--- EXERCISE OBJECTIVE ---
Say how many lines contain the string "index". Give no other output.

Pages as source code
+ + + + +

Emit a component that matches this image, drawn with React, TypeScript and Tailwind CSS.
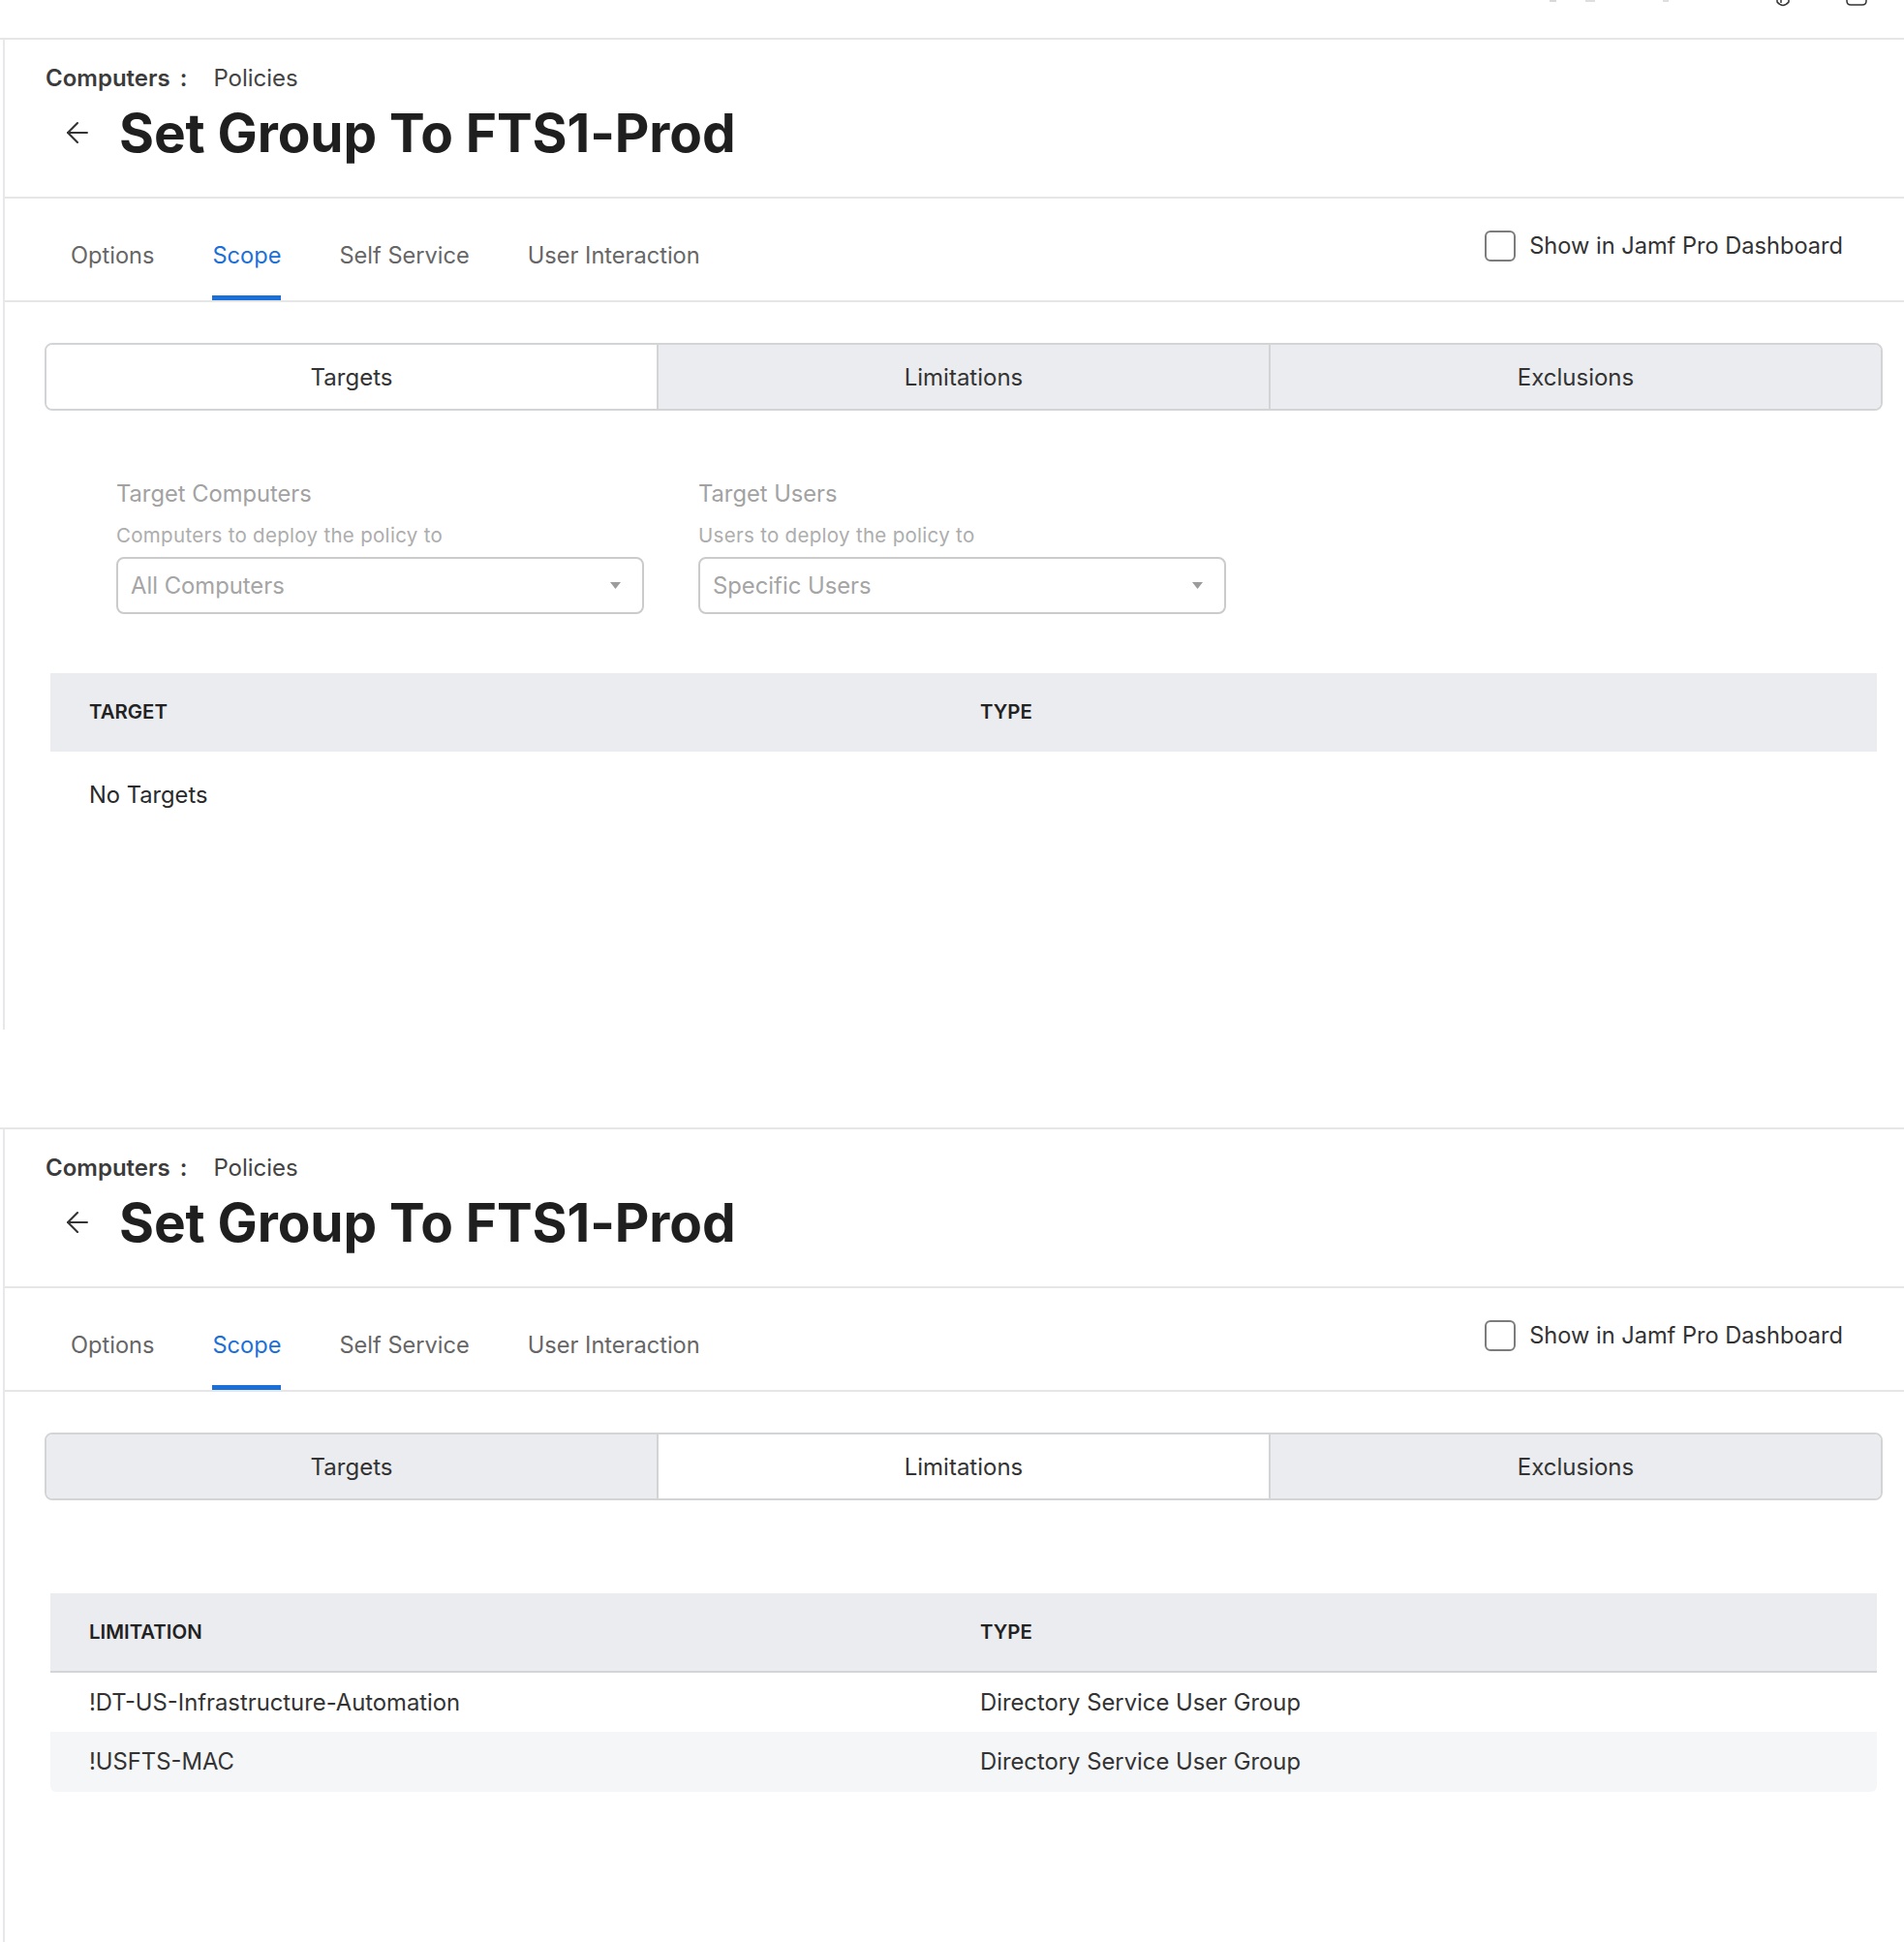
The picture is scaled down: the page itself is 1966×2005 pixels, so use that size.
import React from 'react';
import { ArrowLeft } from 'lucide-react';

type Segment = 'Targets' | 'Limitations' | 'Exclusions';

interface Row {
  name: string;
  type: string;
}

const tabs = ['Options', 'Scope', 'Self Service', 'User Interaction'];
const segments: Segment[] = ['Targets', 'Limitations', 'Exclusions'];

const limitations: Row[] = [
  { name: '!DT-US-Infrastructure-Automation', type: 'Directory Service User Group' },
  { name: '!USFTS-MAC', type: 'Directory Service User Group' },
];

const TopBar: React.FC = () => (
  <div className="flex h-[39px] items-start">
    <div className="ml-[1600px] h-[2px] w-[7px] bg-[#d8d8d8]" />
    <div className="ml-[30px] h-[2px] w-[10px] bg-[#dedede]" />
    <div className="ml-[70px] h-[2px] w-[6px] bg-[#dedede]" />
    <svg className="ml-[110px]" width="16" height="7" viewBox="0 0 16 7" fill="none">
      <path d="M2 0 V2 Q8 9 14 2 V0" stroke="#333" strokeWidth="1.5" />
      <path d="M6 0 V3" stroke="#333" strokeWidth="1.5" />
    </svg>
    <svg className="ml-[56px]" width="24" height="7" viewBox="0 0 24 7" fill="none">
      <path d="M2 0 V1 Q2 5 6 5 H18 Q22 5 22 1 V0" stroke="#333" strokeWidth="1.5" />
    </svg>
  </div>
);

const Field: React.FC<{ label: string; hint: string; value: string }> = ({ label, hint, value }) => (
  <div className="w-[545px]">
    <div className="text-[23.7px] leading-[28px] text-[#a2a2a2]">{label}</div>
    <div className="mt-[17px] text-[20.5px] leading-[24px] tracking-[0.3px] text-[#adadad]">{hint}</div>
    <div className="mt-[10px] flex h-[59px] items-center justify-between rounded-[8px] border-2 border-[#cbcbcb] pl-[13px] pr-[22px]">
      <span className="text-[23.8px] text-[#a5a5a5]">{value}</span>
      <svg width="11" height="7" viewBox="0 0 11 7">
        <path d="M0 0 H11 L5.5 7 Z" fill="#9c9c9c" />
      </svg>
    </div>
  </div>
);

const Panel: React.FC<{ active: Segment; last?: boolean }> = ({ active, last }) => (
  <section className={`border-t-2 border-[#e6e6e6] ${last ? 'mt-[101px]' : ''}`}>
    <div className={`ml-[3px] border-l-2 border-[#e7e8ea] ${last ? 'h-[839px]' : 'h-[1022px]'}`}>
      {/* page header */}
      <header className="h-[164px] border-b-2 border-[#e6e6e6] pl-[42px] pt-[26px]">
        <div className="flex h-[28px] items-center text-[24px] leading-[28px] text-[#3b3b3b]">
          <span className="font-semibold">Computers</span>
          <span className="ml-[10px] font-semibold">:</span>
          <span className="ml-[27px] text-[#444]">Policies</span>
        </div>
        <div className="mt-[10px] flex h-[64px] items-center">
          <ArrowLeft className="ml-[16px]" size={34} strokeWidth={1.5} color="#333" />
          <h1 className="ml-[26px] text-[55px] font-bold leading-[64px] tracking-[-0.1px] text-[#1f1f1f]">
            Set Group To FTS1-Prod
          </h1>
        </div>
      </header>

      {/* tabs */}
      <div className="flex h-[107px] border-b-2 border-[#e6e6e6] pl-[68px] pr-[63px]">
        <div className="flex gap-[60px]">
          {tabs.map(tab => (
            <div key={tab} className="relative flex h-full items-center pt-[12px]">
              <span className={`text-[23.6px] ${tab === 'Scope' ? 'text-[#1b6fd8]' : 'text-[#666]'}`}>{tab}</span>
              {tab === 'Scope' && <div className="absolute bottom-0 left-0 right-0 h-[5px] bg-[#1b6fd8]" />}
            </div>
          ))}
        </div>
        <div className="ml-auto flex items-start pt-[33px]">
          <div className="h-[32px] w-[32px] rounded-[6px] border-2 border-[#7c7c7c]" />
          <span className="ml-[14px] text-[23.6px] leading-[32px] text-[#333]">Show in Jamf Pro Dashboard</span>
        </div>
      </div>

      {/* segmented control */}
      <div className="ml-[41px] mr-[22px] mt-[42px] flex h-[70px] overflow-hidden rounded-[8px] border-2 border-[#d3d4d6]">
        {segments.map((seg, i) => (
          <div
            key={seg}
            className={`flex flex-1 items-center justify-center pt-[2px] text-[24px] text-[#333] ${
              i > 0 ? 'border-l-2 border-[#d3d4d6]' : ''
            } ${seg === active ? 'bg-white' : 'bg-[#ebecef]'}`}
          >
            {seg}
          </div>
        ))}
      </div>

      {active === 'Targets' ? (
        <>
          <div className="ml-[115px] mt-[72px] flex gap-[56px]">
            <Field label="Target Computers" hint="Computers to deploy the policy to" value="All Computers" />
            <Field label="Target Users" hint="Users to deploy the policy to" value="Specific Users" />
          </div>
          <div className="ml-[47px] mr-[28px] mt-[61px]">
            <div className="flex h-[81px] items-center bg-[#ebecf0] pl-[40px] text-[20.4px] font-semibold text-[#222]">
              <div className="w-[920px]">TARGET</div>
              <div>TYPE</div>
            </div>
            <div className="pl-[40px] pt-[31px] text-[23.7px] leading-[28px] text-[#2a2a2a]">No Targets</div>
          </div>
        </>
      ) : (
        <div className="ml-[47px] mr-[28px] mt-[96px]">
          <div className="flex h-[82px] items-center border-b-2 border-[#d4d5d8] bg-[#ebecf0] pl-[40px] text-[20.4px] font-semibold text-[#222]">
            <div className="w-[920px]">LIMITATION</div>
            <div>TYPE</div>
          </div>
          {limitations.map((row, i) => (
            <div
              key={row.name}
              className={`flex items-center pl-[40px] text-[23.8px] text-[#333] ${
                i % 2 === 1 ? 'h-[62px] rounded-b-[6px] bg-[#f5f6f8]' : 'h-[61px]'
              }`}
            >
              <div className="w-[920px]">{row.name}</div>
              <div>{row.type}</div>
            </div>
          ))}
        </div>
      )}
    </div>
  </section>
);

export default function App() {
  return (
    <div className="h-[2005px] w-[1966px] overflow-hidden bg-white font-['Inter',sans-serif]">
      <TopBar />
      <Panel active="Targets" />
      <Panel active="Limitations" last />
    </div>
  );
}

+ + + + +

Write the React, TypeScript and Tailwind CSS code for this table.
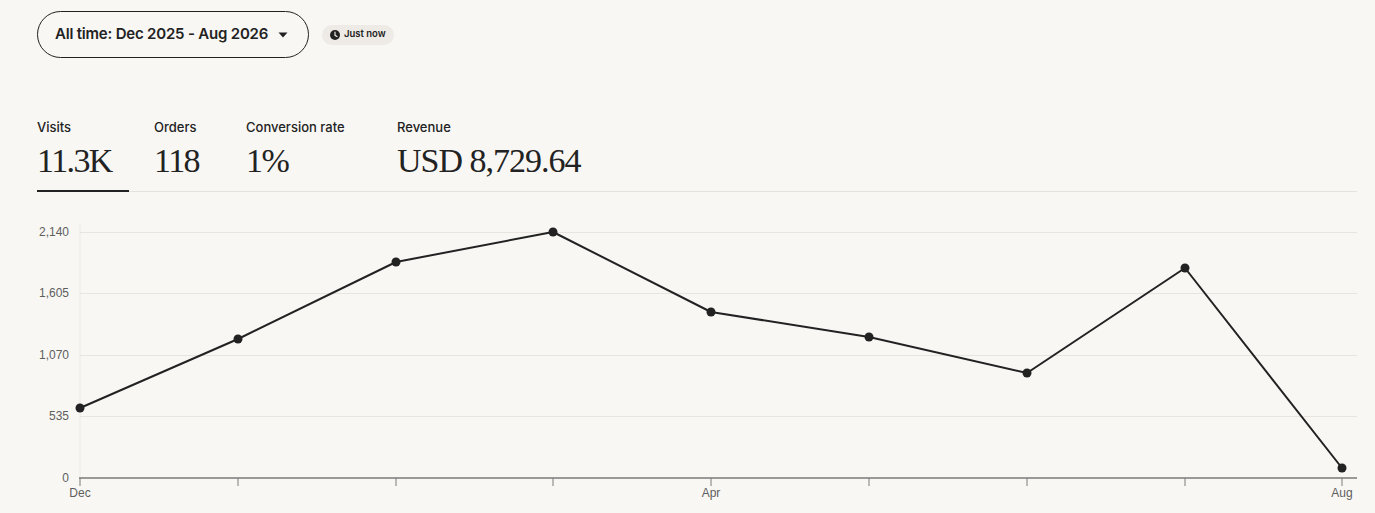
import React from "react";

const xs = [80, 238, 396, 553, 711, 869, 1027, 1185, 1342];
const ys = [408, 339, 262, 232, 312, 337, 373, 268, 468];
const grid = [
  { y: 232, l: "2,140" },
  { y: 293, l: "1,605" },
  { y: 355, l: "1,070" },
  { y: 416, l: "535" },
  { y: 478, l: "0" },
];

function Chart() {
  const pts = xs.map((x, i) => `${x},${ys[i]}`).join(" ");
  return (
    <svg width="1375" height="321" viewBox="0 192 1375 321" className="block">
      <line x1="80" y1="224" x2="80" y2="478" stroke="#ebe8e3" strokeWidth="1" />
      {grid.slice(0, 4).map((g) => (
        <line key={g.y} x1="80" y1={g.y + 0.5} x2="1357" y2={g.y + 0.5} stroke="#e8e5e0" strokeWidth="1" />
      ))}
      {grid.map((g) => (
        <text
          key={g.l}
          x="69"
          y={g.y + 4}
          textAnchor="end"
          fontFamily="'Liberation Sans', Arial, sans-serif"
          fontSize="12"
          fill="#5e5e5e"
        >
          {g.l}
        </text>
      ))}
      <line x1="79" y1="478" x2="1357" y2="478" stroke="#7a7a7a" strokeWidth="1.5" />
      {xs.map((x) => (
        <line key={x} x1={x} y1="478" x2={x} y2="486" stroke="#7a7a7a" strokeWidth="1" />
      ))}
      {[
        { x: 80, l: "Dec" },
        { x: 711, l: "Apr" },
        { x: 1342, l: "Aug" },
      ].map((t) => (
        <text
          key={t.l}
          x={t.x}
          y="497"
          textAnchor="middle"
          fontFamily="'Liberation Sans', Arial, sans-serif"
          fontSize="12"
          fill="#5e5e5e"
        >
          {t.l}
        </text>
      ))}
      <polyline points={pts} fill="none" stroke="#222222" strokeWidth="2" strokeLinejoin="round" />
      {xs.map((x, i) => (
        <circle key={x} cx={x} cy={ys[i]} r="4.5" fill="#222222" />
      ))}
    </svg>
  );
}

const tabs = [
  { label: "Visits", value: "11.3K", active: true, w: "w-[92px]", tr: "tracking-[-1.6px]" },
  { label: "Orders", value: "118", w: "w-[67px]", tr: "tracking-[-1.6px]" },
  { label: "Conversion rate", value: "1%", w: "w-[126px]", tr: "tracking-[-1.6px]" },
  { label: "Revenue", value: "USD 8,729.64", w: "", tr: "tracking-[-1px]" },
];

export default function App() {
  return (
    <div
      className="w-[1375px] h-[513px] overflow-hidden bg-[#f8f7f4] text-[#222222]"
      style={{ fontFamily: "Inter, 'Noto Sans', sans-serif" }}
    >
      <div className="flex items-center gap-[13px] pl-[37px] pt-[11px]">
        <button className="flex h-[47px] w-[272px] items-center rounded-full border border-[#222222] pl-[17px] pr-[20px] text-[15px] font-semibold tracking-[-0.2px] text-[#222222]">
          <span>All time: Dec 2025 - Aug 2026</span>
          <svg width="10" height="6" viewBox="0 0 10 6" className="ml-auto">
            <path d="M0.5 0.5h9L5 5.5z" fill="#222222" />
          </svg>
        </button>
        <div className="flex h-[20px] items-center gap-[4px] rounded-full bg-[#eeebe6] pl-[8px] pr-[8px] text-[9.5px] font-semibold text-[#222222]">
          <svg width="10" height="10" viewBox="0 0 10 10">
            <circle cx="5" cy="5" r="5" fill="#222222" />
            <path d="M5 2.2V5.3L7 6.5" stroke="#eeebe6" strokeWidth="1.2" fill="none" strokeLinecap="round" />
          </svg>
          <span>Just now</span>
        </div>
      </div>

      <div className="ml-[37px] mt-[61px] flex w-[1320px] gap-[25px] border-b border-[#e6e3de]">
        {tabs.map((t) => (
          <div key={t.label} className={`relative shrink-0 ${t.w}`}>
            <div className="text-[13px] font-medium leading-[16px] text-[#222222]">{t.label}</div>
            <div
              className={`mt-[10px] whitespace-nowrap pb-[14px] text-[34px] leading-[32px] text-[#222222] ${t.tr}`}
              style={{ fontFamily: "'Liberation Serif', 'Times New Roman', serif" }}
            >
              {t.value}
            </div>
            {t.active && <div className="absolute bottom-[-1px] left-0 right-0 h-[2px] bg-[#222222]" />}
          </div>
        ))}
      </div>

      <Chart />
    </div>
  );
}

+ + + + +

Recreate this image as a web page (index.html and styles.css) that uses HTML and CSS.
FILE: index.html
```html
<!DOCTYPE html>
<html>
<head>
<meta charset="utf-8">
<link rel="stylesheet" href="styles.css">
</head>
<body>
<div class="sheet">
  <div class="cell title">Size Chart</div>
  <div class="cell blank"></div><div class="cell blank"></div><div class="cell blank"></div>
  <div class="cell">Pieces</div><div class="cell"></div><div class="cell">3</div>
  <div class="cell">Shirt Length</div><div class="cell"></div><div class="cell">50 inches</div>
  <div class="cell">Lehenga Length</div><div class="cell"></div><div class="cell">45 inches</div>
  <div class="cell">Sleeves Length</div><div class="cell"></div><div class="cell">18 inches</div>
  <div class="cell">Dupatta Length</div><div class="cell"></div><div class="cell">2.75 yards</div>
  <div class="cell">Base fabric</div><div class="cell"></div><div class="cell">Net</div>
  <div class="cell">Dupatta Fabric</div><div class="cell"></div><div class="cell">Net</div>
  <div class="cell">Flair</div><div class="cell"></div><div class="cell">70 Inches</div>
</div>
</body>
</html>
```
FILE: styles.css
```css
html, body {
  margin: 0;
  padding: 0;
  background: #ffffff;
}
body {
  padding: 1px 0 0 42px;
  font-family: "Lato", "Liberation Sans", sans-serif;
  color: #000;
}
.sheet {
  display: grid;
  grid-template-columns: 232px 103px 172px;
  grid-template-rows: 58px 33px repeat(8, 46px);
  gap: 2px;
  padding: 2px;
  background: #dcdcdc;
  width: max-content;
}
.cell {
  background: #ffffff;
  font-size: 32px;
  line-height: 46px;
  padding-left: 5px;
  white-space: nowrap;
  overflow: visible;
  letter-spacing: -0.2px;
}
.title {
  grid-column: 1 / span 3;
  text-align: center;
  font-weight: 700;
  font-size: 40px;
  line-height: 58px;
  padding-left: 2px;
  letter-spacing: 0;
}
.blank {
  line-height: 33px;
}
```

+ + + + +

--- EXERCISE RESPONSE ---
2